YOUR GOAL:
Tally the lines in the listing below that include "styles". Answer with the count and nothing more.

─── MATERIAL PROVIDED

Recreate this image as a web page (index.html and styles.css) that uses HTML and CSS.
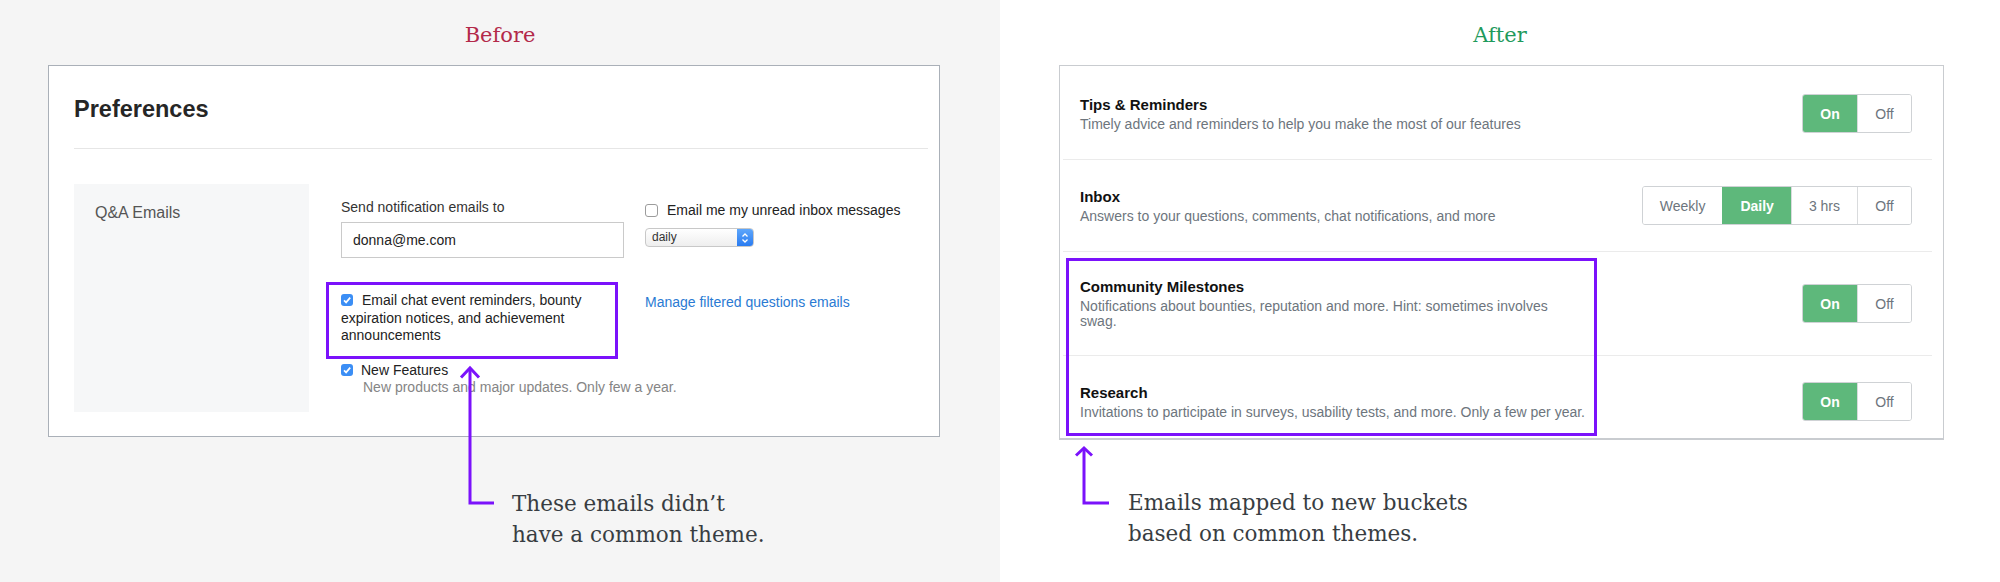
FILE: index.html
```html
<!DOCTYPE html>
<html lang="en">
<head>
  <meta charset="UTF-8" />
  <meta name="viewport" content="width=device-width, initial-scale=1" />
  <title>Email preferences: before and after</title>
  <link rel="stylesheet" href="styles.css">
</head>
<body>
  <div class="compare">

    <!-- old preferences screen -->
    <section class="panel panel-before">
      <h2 class="panel-title">Before</h2>
      <div class="prefs">
        <div class="prefs-head">
          <h1>Preferences</h1>
        </div>
        <div class="prefs-body">
          <div class="prefs-side">Q&amp;A Emails</div>
          <div class="prefs-form">
            <div class="form-row">
              <div class="col-a">
                <div class="field-label">Send notification emails to</div>
                <input class="text-input" type="text" value="donna@me.com" />
              </div>
              <div class="col-b col-b-top">
                <div class="check-line"><span class="cb"></span>Email me my unread inbox messages</div>
                <div class="select">
                  <span class="select-value">daily</span>
                  <span class="select-stepper">
                    <svg width="8" height="12" viewBox="0 0 8 12"><path d="M1.5 4.5 L4 2 L6.5 4.5 M1.5 7.5 L4 10 L6.5 7.5" fill="none" stroke="#fff" stroke-width="1.3"/></svg>
                  </span>
                </div>
              </div>
            </div>
            <div class="form-row form-row-2">
              <div class="col-a">
                <div class="highlight">
                  <span class="cb cb-on"><svg width="12" height="12" viewBox="0 0 12 12"><path d="M3 6.3 L5.1 8.4 L9.2 3.6" fill="none" stroke="#fff" stroke-width="1.7"/></svg></span>Email chat event reminders, bounty expiration notices, and achievement announcements
                </div>
              </div>
              <div class="col-b col-b-link">
                <a class="link" href="#">Manage filtered questions emails</a>
              </div>
            </div>
            <div class="new-features">
              <div class="check-line"><span class="cb cb-on"><svg width="12" height="12" viewBox="0 0 12 12"><path d="M3 6.3 L5.1 8.4 L9.2 3.6" fill="none" stroke="#fff" stroke-width="1.7"/></svg></span>New Features</div>
              <div class="hint">New products and major updates. Only few a year.</div>
            </div>
          </div>
        </div>
      </div>
      <p class="note">These emails didn’t<br>have a common theme.</p>
      <svg class="arrow arrow-before" width="50" height="150" viewBox="0 0 50 150">
        <path d="M15 9 L15 144 L39 144" fill="none" stroke="#7b12fb" stroke-width="3"/>
        <path d="M6 18.5 L15 9 L24 18.5" fill="none" stroke="#7b12fb" stroke-width="3"/>
      </svg>
    </section>

    <!-- new settings screen -->
    <section class="panel panel-after">
      <h2 class="panel-title">After</h2>
      <div class="settings">
        <div class="callout"></div>
        <div class="setting">
          <div class="setting-text">
            <div class="setting-name">Tips &amp; Reminders</div>
            <div class="setting-desc">Timely advice and reminders to help you make the most of our features</div>
          </div>
          <div class="seg"><span class="seg-opt is-on">On</span><span class="seg-opt">Off</span></div>
        </div>
        <div class="setting">
          <div class="setting-text">
            <div class="setting-name">Inbox</div>
            <div class="setting-desc">Answers to your questions, comments, chat notifications, and more</div>
          </div>
          <div class="seg"><span class="seg-opt">Weekly</span><span class="seg-opt is-on">Daily</span><span class="seg-opt">3 hrs</span><span class="seg-opt">Off</span></div>
        </div>
        <div class="setting">
          <div class="setting-text">
            <div class="setting-name">Community Milestones</div>
            <div class="setting-desc">Notifications about bounties, reputation and more. Hint: sometimes involves swag.</div>
          </div>
          <div class="seg"><span class="seg-opt is-on">On</span><span class="seg-opt">Off</span></div>
        </div>
        <div class="setting">
          <div class="setting-text">
            <div class="setting-name">Research</div>
            <div class="setting-desc">Invitations to participate in surveys, usability tests, and more. Only a few per year.</div>
          </div>
          <div class="seg"><span class="seg-opt is-on">On</span><span class="seg-opt">Off</span></div>
        </div>
      </div>
      <p class="note">Emails mapped to new buckets<br>based on common themes.</p>
      <svg class="arrow arrow-after" width="50" height="70" viewBox="0 0 50 70">
        <path d="M15 9 L15 64 L40 64" fill="none" stroke="#7b12fb" stroke-width="3"/>
        <path d="M7 16.5 L15 9 L23 16.5" fill="none" stroke="#7b12fb" stroke-width="3"/>
      </svg>
    </section>

  </div>
</body>
</html>
```

FILE: styles.css
```css
body {
  margin: 0;
  font-family: "Liberation Sans", Arial, Helvetica, sans-serif;
  color: #222;
}

.compare {
  display: flex;
  width: 2000px;
  height: 582px;
  overflow: hidden;
}

.panel {
  position: relative;
  width: 1000px;
  height: 582px;
  box-sizing: border-box;
  padding-top: 23px;
}

.panel-before {
  background: #f5f5f5;
}

.panel-after {
  background: #fff;
}

.panel-title {
  margin: 0 0 18px;
  font-family: "DejaVu Serif", serif;
  font-weight: normal;
  font-size: 21px;
  line-height: 24px;
  text-align: center;
}

.panel-before .panel-title { color: #b3294a; }
.panel-after .panel-title { color: #1f9a5c; }

/* annotation captions + arrows */
.note {
  margin: 0;
  font-family: "DejaVu Serif", serif;
  font-size: 21.5px;
  line-height: 31px;
  color: #383d42;
}

.panel-before .note {
  margin: 51px 0 0 512px;
}

.panel-after .note {
  margin: 47px 0 0 128px;
}

.arrow {
  position: absolute;
}

.arrow-before {
  left: 455px;
  top: 359px;
}

.arrow-after {
  left: 69px;
  top: 439px;
}

/* ---------- Before: preferences card ---------- */
.prefs {
  margin-left: 48px;
  width: 892px;
  box-sizing: border-box;
  background: #fff;
  border: 1px solid #aab0b8;
  padding: 29px 11px 24px 25px;
}

.prefs-head {
  padding-bottom: 25px;
  border-bottom: 1px solid #e6e6e6;
}

.prefs-head h1 {
  margin: 0;
  font-size: 23.5px;
  line-height: 28px;
  font-weight: bold;
  color: #262626;
}

.prefs-body {
  display: flex;
  margin-top: 35px;
}

.prefs-side {
  width: 235px;
  box-sizing: border-box;
  background: #f6f7f8;
  padding: 18.5px 21px;
  font-size: 16px;
  line-height: 20px;
  color: #555;
}

.prefs-form {
  margin-left: 32px;
  padding: 15px 0 16px;
  font-size: 14px;
  line-height: 17px;
  color: #222;
}

.form-row {
  display: flex;
  gap: 21px;
}

.form-row-2 {
  margin-top: 24px;
}

.col-a {
  width: 283px;
  flex-shrink: 0;
}

.col-b-top {
  padding-top: 3px;
}

.col-b-link {
  padding-top: 12px;
}

.field-label {
  color: #333;
}

.text-input {
  display: block;
  margin: 6px 0 0;
  width: 283px;
  height: 36px;
  box-sizing: border-box;
  border: 1px solid #cacaca;
  padding: 0 11px;
  font-family: inherit;
  font-size: 14px;
  color: #222;
  background: #fff;
  outline: none;
}

.cb {
  display: inline-block;
  width: 12px;
  height: 12px;
  box-sizing: border-box;
  border-radius: 3px;
  margin-right: 9px;
  vertical-align: -1px;
}

.cb svg {
  display: block;
}

.cb-on {
  background: #3b8ef5;
}

.col-b .cb {
  width: 13px;
  height: 13px;
  border: 1px solid #9c9c9c;
  background: #fff;
  vertical-align: -2px;
}

.select {
  display: flex;
  margin-top: 9px;
  width: 109px;
  height: 19px;
  box-sizing: border-box;
  border: 1px solid #c8c8c8;
  border-radius: 4px;
  background: linear-gradient(#fff, #eeeeee);
  overflow: hidden;
}

.select-value {
  flex: 1;
  padding-left: 6px;
  font-size: 12px;
  line-height: 17px;
  color: #333;
}

.select-stepper {
  width: 16px;
  display: flex;
  align-items: center;
  justify-content: center;
  background: linear-gradient(#5ea6fb, #2a7cf1);
}

.select-stepper svg {
  display: block;
}

.highlight {
  margin-left: -15px;
  width: 292px;
  box-sizing: border-box;
  border: 3px solid #7b12fb;
  padding: 7px 12px 11px;
  line-height: 17.5px;
  color: #222;
}

.link {
  color: #2a7ad3;
  text-decoration: none;
}

.new-features {
  margin-top: 3px;
}

.new-features .cb {
  margin-right: 8px;
}

.hint {
  padding-left: 22px;
  color: #858585;
}

/* ---------- After: settings list ---------- */
.settings {
  position: relative;
  margin-left: 59px;
  width: 885px;
  box-sizing: border-box;
  background: #fff;
  border: 1px solid #c9ccd0;
  border-bottom-width: 2px;
  padding-top: 2px;
}

.setting {
  display: flex;
  align-items: center;
  justify-content: space-between;
  margin: 0 11px 0 3px;
  padding: 26px 20px 26px 17px;
  border-bottom: 1px solid #ebebeb;
}

.setting:last-child {
  border-bottom: none;
  padding-bottom: 17px;
}

.setting-text {
  max-width: 507px;
}

.setting-name {
  font-size: 15px;
  line-height: 18px;
  font-weight: bold;
  color: #111;
}

.setting-desc {
  margin-top: 3px;
  font-size: 14px;
  line-height: 15px;
  color: #6d757d;
}

.seg {
  display: flex;
  height: 39px;
  box-sizing: border-box;
  border: 1px solid #cfd2d5;
  border-radius: 3px;
  overflow: hidden;
}

.seg-opt {
  display: flex;
  align-items: center;
  justify-content: center;
  min-width: 54px;
  box-sizing: border-box;
  padding: 0 17px;
  border-left: 1px solid #d9dbdd;
  font-size: 14px;
  color: #6d757d;
  background: #fff;
}

.seg-opt:first-child {
  border-left: none;
}

.seg-opt.is-on {
  background: #5eb87b;
  border-left-color: #5eb87b;
  color: #fff;
  font-weight: bold;
}

.callout {
  position: absolute;
  left: 6px;
  top: 192px;
  width: 531px;
  height: 178px;
  box-sizing: border-box;
  border: 3px solid #7b12fb;
  pointer-events: none;
  z-index: 1;
}
```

──────

ANSWER TO THE EXERCISE:
3